Each successive fundraising model has crafted innovative solutions to challenges like governance tradeoffs, regulatability, accessibility, security, and participant incentives seen in preceding approaches. We chart the progression of capabilities with each new model while summarizing persistent issues still facing crypto fundraising today.

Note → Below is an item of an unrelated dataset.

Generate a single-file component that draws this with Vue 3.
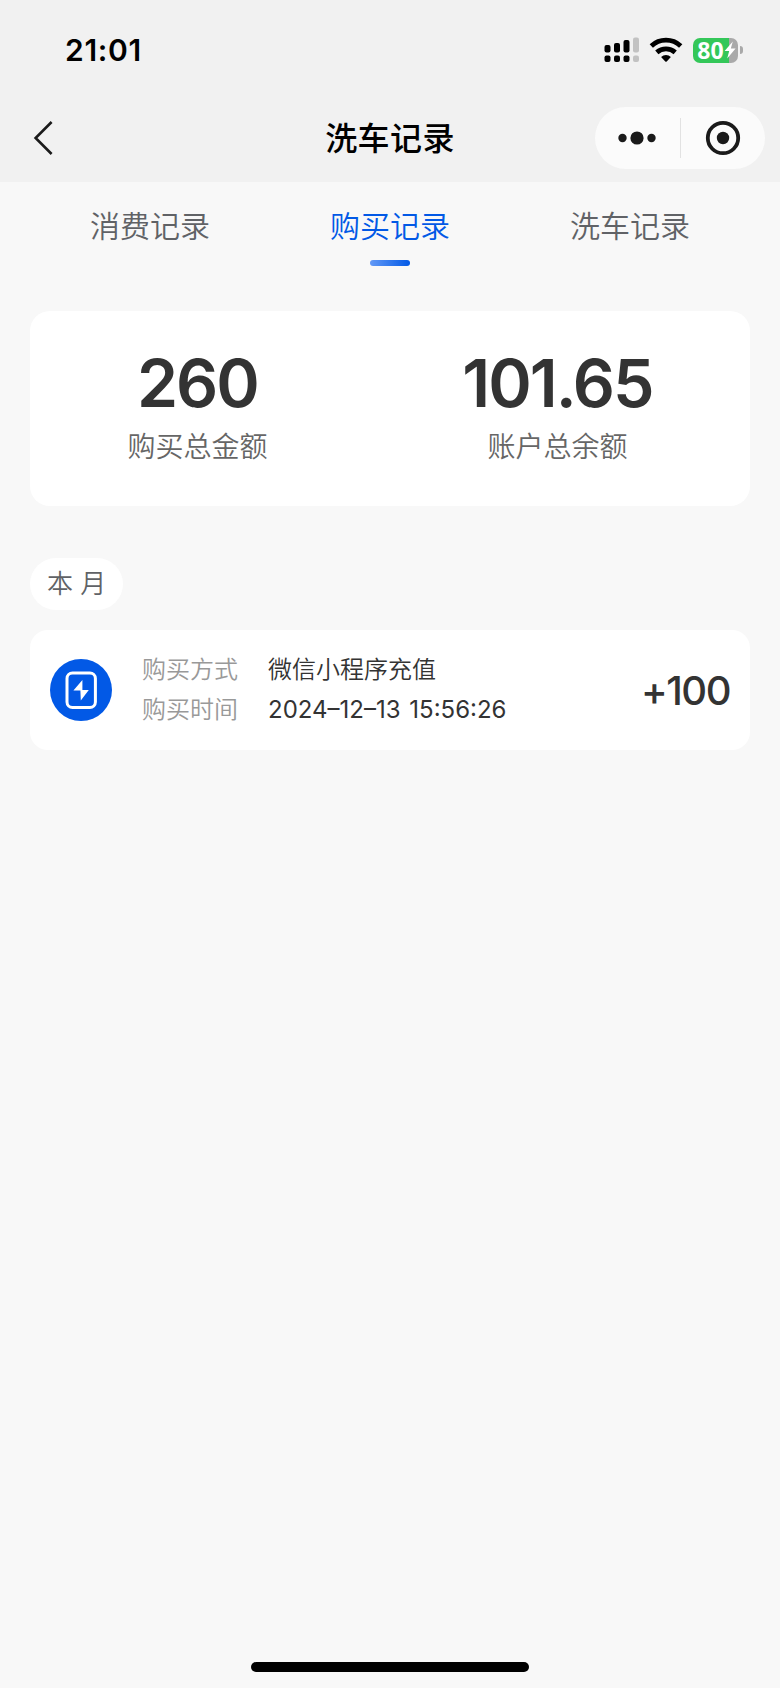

The ICO boom beginning 2013 revolutionized early stage crypto fundraising by enabling liquid token sales directly to public participants. Teams could publish litepapers and marketing sites to promote utility token or security token sales, allowing buyers to contribute capital in exchange for platform governance rights, staking privileges, or profit shares in future blockchain projects.
Global Participation
Internet-native promotion and Ethereum’s ERC20 standard allowing simple tradeable token minting facilitated worldwide exposure to early stage projects. Entrepreneurs in locales like Eastern Europe, Asia, and Latin America could pitch ideas to receive funding from Western contributors.
Lean Launchpad
Minimal viable products with basic whitepapers were sufficient to demonstrate credibility for many ICOs, accelerating fundraising. Teams could speculatively raise millions with only a webpage as validation.
Unrestricted Experimentation
Open model initially faced no regulations around fundraising mechanisms, financial projections, jurisdiction, or obligated diligence. Teams enjoyed flexibility for creativity.